■ **Short problem**: Single out the lines that include the word "index". Copy them.

==*==

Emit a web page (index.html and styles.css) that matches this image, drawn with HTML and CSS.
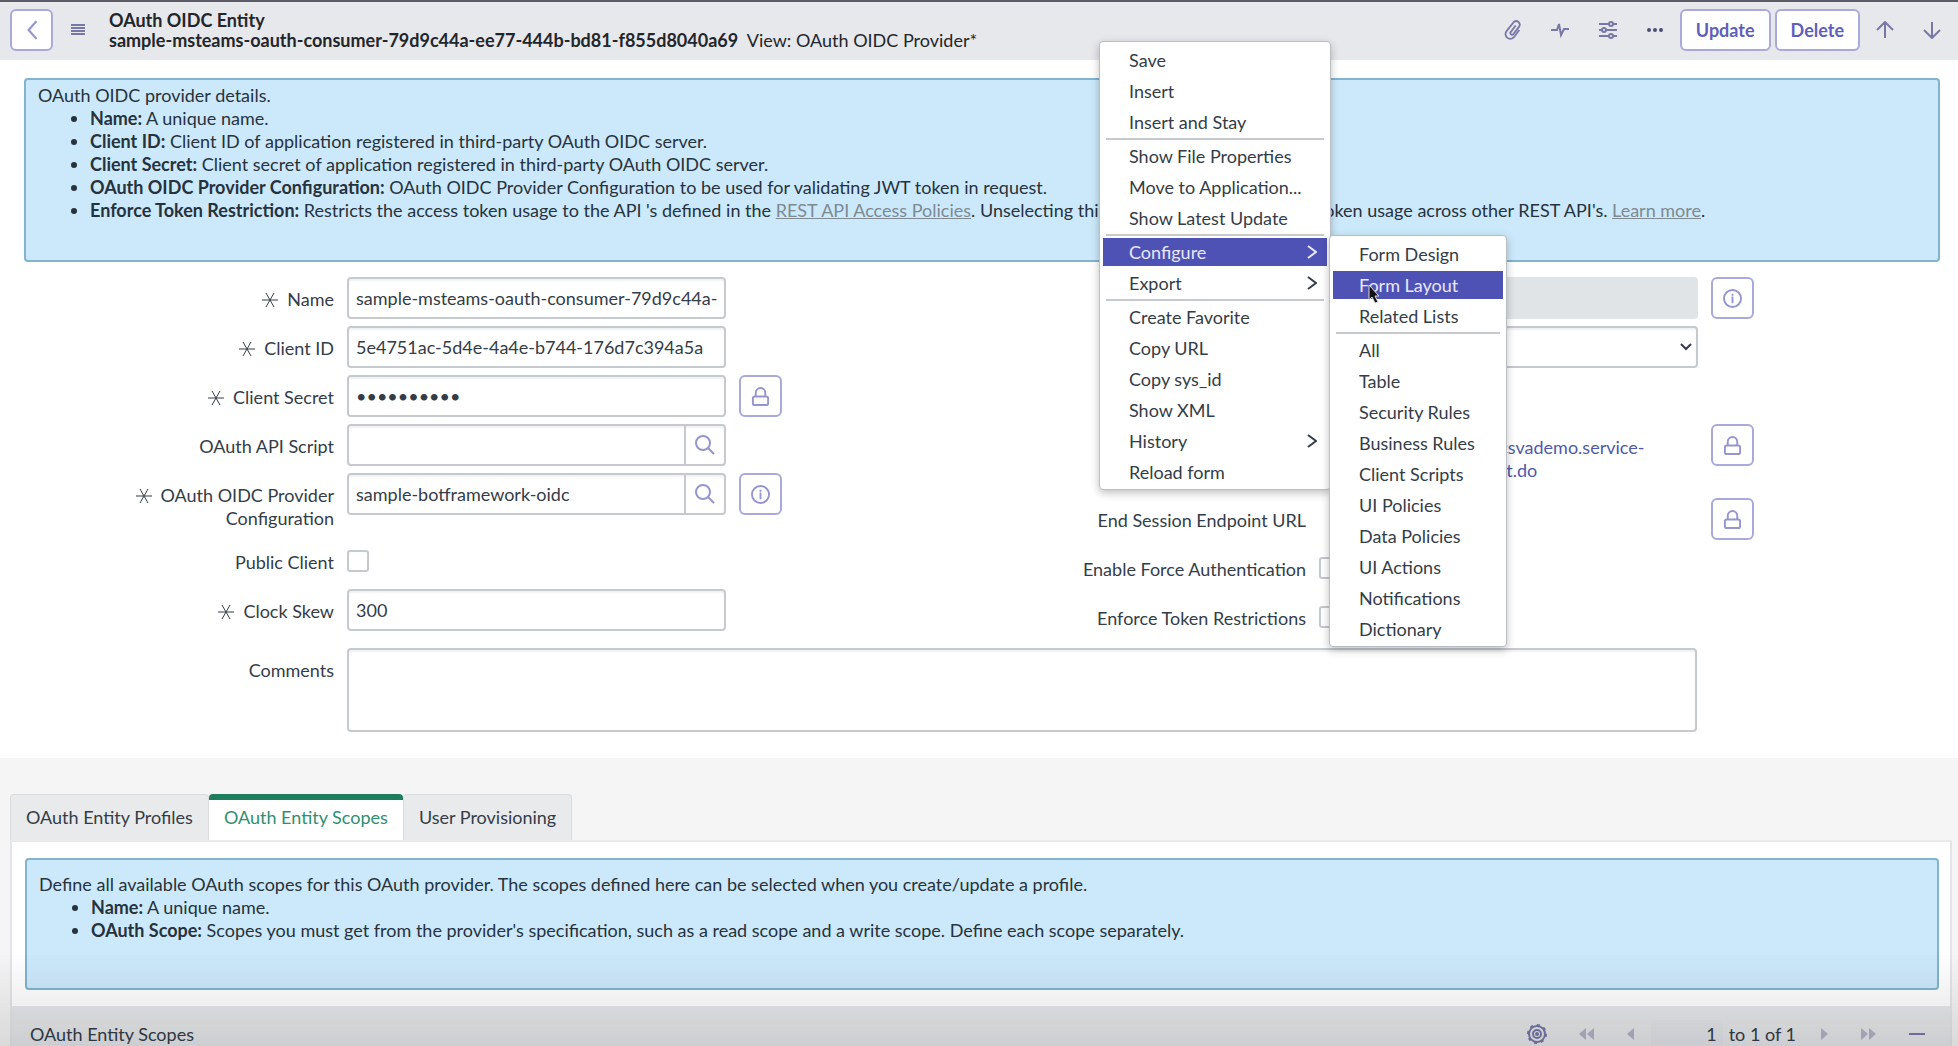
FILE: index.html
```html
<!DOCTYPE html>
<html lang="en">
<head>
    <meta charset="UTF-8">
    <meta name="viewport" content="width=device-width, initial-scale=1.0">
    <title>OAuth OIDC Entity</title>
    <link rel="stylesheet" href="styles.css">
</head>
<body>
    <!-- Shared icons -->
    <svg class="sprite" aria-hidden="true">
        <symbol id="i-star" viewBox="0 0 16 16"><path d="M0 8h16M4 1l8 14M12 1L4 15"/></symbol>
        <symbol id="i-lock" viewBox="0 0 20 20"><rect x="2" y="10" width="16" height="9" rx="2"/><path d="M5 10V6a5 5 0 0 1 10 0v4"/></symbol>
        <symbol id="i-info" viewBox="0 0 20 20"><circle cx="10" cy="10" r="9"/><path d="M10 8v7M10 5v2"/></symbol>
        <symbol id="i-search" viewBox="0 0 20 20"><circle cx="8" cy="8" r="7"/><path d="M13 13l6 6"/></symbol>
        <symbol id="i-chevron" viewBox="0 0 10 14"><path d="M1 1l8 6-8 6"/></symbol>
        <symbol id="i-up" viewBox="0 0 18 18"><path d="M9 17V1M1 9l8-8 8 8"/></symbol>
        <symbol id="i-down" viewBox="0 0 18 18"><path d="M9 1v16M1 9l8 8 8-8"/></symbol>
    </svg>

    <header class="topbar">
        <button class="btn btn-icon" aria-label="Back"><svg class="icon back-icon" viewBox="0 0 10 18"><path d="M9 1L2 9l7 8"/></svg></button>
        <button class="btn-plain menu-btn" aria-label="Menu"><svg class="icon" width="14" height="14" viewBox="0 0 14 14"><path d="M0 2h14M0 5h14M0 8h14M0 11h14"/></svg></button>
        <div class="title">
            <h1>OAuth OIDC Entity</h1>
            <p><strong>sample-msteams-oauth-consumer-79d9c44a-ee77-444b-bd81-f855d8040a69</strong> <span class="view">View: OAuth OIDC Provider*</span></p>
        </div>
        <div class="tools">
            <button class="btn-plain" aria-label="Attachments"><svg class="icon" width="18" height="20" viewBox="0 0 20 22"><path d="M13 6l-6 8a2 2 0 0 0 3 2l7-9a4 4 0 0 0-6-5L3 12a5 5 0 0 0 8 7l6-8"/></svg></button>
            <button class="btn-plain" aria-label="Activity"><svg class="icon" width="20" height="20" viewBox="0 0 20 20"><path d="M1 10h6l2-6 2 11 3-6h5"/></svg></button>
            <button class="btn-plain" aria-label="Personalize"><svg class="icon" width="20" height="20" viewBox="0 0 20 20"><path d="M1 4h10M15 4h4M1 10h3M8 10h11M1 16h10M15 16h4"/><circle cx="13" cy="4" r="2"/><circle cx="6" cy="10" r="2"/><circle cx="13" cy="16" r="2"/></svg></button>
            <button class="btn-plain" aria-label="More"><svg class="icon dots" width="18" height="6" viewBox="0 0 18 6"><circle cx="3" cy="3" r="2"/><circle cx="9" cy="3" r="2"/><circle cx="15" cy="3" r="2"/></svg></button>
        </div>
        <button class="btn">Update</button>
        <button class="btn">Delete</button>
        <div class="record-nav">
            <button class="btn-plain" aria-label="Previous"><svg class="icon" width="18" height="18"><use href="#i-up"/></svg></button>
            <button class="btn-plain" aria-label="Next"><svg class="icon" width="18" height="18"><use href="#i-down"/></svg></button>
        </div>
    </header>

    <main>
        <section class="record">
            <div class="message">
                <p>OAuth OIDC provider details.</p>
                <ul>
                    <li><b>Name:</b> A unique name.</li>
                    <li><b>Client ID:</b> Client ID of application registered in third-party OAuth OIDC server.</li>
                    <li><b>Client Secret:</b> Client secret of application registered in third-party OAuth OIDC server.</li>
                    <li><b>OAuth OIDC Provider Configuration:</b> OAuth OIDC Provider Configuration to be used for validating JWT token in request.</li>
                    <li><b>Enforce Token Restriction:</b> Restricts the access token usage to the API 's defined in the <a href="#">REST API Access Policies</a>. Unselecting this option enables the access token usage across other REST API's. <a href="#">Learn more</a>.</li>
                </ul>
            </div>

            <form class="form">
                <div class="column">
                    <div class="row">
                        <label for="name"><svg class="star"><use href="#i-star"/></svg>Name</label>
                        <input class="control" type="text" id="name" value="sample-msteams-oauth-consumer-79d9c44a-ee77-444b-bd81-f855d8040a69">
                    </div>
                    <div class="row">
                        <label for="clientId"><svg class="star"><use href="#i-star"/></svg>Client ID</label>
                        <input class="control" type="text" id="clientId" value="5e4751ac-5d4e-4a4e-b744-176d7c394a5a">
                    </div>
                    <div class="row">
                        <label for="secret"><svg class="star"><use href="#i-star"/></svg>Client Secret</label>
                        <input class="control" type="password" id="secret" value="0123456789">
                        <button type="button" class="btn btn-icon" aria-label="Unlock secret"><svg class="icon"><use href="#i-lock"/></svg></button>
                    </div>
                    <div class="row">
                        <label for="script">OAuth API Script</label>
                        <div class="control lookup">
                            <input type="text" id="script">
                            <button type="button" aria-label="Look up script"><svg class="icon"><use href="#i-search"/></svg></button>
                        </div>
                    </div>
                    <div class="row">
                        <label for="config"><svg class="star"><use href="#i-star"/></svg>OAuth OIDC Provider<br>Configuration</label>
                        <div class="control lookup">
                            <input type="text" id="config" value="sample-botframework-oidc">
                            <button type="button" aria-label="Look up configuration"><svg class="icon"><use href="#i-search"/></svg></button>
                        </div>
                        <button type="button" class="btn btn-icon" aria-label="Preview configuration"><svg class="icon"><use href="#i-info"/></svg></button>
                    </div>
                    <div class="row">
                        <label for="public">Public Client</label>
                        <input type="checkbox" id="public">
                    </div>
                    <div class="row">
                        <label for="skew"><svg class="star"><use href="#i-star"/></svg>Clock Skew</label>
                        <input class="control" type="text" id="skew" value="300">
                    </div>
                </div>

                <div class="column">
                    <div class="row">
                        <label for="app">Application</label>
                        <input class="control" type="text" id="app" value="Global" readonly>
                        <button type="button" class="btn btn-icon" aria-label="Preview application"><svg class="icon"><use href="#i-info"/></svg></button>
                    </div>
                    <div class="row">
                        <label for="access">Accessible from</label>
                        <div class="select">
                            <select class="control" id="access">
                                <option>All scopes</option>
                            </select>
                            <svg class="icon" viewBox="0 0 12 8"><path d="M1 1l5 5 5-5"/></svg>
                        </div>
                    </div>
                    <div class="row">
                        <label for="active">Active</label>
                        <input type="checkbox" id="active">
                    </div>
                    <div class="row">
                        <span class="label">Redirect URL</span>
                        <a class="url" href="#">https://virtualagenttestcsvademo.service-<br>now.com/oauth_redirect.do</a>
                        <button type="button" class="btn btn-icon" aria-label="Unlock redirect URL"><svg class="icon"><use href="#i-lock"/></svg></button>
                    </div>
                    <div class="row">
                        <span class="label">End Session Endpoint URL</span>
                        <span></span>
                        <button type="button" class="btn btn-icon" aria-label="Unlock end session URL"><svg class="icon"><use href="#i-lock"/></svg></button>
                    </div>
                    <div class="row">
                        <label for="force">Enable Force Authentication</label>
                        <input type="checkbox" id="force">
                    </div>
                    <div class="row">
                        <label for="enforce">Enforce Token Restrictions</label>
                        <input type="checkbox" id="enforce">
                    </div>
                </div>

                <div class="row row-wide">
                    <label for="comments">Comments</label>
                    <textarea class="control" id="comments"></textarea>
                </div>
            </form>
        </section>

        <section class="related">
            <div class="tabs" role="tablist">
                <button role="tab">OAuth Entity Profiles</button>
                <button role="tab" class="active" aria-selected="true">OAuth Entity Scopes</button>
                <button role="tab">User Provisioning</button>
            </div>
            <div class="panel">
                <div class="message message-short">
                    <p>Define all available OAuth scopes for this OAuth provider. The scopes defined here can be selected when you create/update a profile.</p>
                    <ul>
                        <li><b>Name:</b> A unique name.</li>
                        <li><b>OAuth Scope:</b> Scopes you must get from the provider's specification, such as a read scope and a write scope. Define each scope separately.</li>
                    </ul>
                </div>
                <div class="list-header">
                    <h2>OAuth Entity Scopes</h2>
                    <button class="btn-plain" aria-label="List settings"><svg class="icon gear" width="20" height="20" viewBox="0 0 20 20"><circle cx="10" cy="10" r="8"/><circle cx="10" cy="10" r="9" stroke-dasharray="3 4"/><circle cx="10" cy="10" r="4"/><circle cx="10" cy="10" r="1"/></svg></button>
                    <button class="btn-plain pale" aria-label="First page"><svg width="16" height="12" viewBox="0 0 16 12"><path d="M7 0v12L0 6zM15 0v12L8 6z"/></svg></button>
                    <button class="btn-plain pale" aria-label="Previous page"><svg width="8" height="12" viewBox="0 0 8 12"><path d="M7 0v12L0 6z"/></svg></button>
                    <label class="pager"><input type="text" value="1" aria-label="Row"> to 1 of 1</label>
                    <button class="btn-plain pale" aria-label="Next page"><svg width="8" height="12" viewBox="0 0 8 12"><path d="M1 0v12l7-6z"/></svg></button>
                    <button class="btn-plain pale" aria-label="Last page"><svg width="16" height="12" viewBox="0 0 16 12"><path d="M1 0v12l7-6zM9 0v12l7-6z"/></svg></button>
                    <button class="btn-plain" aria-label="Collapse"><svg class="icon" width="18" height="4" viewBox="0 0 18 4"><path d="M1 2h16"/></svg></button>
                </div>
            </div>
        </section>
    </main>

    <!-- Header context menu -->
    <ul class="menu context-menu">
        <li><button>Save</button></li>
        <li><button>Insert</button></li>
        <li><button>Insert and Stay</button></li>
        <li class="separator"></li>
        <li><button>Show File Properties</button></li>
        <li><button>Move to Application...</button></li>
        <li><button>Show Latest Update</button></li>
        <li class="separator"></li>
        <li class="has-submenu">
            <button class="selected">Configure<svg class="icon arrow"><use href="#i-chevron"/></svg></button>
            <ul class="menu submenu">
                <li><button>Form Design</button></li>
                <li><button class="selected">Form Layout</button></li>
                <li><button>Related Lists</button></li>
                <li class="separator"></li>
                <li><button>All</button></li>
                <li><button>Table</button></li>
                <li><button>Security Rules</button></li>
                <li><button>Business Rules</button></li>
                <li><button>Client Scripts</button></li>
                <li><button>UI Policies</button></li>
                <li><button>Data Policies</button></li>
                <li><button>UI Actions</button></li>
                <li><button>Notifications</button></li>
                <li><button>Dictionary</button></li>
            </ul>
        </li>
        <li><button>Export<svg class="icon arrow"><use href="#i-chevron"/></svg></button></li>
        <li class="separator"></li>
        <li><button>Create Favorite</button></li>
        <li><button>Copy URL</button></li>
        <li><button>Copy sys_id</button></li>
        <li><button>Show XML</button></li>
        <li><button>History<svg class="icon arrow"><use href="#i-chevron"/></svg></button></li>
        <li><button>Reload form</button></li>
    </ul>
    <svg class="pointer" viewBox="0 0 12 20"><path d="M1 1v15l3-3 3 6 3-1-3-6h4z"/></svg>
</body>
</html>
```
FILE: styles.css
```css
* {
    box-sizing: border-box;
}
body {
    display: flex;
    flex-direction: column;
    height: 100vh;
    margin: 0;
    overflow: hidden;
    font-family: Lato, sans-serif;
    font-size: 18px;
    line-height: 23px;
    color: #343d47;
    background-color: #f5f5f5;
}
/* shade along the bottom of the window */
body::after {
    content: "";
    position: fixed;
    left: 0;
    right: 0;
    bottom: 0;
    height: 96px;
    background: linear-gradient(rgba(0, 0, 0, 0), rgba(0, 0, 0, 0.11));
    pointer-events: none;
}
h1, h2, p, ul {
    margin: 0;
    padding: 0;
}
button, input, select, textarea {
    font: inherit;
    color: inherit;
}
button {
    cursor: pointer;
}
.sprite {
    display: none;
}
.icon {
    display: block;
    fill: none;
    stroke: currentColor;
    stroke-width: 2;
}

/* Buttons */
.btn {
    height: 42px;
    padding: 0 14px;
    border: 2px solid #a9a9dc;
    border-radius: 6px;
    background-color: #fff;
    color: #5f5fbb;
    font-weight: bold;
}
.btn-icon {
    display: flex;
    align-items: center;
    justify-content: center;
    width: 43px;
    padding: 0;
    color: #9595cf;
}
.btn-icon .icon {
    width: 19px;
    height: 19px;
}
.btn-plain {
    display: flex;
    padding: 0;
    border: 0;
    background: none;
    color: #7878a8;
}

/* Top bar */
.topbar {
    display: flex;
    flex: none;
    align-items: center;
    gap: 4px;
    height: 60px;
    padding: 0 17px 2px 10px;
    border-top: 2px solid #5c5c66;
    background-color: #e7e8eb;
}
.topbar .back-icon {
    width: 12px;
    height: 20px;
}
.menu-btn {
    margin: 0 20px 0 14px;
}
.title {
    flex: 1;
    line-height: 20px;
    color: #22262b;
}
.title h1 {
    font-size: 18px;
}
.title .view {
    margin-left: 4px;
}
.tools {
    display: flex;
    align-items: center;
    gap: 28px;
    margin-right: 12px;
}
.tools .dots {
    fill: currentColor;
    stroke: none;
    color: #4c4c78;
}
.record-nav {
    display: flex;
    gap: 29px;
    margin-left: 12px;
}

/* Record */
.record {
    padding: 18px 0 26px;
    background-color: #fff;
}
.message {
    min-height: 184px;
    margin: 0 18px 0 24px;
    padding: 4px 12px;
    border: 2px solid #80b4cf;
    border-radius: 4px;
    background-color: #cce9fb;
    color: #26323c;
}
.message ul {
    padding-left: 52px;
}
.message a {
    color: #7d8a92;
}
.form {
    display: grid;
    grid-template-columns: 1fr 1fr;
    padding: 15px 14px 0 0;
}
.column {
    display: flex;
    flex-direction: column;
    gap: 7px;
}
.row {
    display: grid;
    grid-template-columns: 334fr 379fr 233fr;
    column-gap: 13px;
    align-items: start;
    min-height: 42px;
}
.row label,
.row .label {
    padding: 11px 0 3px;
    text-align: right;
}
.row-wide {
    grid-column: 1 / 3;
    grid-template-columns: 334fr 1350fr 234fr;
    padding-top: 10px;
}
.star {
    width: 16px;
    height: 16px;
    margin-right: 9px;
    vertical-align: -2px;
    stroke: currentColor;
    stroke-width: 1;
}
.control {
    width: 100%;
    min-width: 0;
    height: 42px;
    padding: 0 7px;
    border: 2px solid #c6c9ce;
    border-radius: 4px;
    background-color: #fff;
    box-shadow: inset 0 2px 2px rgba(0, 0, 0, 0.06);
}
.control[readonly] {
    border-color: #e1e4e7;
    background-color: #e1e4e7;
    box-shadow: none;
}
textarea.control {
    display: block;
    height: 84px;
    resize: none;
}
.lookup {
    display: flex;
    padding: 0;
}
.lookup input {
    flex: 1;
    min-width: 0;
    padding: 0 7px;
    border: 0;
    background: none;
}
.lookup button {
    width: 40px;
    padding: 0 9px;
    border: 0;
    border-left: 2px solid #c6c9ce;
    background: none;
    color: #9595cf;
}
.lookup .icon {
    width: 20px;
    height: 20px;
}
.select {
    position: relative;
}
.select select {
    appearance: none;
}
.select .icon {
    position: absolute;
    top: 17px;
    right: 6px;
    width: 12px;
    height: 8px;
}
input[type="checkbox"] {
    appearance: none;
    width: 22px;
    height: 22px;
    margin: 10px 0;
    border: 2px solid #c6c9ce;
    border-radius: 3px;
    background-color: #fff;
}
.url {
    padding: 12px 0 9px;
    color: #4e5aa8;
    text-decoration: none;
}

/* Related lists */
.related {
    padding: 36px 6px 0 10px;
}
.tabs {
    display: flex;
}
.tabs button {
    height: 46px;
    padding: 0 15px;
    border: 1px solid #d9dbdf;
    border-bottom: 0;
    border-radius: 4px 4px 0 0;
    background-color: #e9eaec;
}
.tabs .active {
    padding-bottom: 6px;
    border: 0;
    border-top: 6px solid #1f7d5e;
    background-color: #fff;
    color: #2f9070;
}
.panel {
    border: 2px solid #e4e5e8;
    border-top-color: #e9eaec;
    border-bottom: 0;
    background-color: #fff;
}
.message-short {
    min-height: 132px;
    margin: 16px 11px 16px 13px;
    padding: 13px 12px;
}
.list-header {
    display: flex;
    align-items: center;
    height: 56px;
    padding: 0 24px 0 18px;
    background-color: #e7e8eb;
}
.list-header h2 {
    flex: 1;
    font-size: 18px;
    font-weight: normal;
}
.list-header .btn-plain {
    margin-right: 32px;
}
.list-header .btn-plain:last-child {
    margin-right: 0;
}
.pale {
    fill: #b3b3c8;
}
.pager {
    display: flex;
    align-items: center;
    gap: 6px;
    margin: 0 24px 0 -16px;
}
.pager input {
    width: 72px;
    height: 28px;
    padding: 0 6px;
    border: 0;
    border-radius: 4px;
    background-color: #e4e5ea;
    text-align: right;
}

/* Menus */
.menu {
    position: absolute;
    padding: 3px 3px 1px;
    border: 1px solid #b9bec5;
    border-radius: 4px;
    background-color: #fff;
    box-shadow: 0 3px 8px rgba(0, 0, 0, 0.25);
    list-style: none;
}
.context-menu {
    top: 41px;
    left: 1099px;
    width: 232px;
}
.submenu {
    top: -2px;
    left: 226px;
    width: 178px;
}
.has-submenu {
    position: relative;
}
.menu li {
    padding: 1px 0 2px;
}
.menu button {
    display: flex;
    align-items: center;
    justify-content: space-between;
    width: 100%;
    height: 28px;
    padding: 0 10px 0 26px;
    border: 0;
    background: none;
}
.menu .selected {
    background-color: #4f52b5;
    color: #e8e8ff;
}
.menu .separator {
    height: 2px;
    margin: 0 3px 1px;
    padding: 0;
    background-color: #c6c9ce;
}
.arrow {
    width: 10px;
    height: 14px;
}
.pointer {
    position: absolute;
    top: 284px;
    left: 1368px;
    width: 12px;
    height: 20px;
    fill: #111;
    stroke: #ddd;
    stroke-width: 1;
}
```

==*==

■ **Solution for this exercise**:
Emit a web page (index.html and styles.css) that matches this image, drawn with HTML and CSS.
FILE: index.html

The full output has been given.